◆ Work to be completed
Retype every line from the start of the data down to and including the line with "import React from". Skip the pictures.
>> START
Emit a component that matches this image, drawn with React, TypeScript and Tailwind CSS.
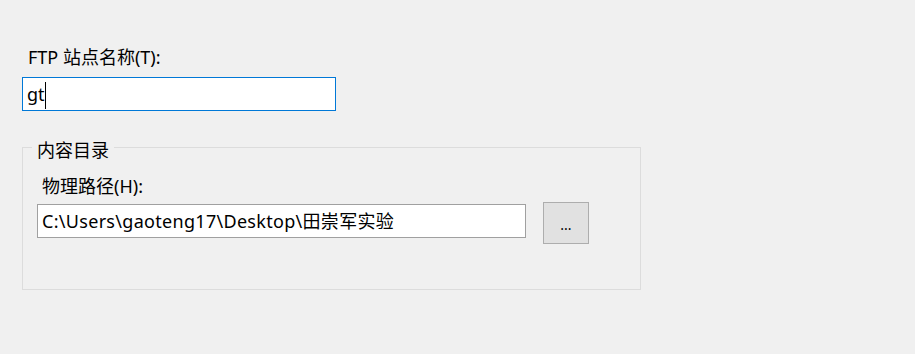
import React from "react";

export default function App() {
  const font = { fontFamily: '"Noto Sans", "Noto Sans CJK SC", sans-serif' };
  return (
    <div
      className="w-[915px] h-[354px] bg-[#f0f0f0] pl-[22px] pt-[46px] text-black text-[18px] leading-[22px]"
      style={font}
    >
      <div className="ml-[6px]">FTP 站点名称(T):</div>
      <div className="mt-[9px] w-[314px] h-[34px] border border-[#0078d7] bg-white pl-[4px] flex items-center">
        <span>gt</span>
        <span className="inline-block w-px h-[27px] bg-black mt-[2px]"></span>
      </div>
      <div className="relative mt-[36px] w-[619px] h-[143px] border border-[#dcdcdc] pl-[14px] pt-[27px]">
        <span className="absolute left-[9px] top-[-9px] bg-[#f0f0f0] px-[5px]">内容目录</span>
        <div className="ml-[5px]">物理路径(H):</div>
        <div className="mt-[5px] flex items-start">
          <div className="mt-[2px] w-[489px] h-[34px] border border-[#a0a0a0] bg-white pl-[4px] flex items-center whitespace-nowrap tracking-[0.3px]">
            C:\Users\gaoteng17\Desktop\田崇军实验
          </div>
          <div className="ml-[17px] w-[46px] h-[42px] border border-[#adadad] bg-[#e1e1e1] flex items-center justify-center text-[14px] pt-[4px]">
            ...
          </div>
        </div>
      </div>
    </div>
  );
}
>> END
◆ Final result
Emit a component that matches this image, drawn with React, TypeScript and Tailwind CSS.
import React from "react";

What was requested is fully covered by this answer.